_TASK GOAL_:
Reproduce each line exactly. Skip none.

_GIVEN MATERIAL_:
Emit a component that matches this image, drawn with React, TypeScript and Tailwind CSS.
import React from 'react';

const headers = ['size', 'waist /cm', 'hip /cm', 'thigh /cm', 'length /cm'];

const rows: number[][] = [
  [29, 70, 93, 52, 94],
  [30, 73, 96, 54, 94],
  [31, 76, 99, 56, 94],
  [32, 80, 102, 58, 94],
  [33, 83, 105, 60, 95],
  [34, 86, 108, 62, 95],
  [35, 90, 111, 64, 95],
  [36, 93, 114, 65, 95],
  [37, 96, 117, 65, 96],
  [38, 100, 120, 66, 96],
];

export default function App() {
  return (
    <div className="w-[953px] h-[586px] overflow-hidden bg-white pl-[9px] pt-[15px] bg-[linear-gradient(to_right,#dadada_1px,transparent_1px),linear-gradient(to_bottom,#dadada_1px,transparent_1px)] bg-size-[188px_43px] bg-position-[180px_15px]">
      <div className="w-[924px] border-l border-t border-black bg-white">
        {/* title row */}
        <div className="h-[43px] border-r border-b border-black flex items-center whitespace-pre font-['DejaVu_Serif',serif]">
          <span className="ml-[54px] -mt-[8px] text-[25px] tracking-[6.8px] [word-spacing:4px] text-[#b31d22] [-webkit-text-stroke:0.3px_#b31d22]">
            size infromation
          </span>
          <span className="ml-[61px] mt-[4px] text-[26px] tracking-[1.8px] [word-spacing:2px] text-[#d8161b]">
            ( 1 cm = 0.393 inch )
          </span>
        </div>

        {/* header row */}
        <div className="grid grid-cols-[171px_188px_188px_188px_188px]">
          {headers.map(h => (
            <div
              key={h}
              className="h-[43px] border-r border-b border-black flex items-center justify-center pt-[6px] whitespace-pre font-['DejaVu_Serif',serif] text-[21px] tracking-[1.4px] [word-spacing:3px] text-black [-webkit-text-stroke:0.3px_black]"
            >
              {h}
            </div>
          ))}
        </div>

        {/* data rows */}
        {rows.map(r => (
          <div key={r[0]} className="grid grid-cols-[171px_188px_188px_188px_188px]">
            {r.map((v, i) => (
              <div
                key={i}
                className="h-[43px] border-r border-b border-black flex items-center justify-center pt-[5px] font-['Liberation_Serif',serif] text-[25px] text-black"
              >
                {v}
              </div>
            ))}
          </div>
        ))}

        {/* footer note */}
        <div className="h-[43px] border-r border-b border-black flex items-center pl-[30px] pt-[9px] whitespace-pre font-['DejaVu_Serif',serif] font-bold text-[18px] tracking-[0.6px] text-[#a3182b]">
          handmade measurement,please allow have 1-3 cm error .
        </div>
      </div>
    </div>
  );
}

_EXPECTED ANSWER_:
Emit a component that matches this image, drawn with React, TypeScript and Tailwind CSS.
import React from 'react';

const headers = ['size', 'waist /cm', 'hip /cm', 'thigh /cm', 'length /cm'];

const rows: number[][] = [
  [29, 70, 93, 52, 94],
  [30, 73, 96, 54, 94],
  [31, 76, 99, 56, 94],
  [32, 80, 102, 58, 94],
  [33, 83, 105, 60, 95],
  [34, 86, 108, 62, 95],
  [35, 90, 111, 64, 95],
  [36, 93, 114, 65, 95],
  [37, 96, 117, 65, 96],
  [38, 100, 120, 66, 96],
];

export default function App() {
  return (
    <div className="w-[953px] h-[586px] overflow-hidden bg-white pl-[9px] pt-[15px] bg-[linear-gradient(to_right,#dadada_1px,transparent_1px),linear-gradient(to_bottom,#dadada_1px,transparent_1px)] bg-size-[188px_43px] bg-position-[180px_15px]">
      <div className="w-[924px] border-l border-t border-black bg-white">
        {/* title row */}
        <div className="h-[43px] border-r border-b border-black flex items-center whitespace-pre font-['DejaVu_Serif',serif]">
          <span className="ml-[54px] -mt-[8px] text-[25px] tracking-[6.8px] [word-spacing:4px] text-[#b31d22] [-webkit-text-stroke:0.3px_#b31d22]">
            size infromation
          </span>
          <span className="ml-[61px] mt-[4px] text-[26px] tracking-[1.8px] [word-spacing:2px] text-[#d8161b]">
            ( 1 cm = 0.393 inch )
          </span>
        </div>

        {/* header row */}
        <div className="grid grid-cols-[171px_188px_188px_188px_188px]">
          {headers.map(h => (
            <div
              key={h}
              className="h-[43px] border-r border-b border-black flex items-center justify-center pt-[6px] whitespace-pre font-['DejaVu_Serif',serif] text-[21px] tracking-[1.4px] [word-spacing:3px] text-black [-webkit-text-stroke:0.3px_black]"
            >
              {h}
            </div>
          ))}
        </div>

        {/* data rows */}
        {rows.map(r => (
          <div key={r[0]} className="grid grid-cols-[171px_188px_188px_188px_188px]">
            {r.map((v, i) => (
              <div
                key={i}
                className="h-[43px] border-r border-b border-black flex items-center justify-center pt-[5px] font-['Liberation_Serif',serif] text-[25px] text-black"
              >
                {v}
              </div>
            ))}
          </div>
        ))}

        {/* footer note */}
        <div className="h-[43px] border-r border-b border-black flex items-center pl-[30px] pt-[9px] whitespace-pre font-['DejaVu_Serif',serif] font-bold text-[18px] tracking-[0.6px] text-[#a3182b]">
          handmade measurement,please allow have 1-3 cm error .
        </div>
      </div>
    </div>
  );
}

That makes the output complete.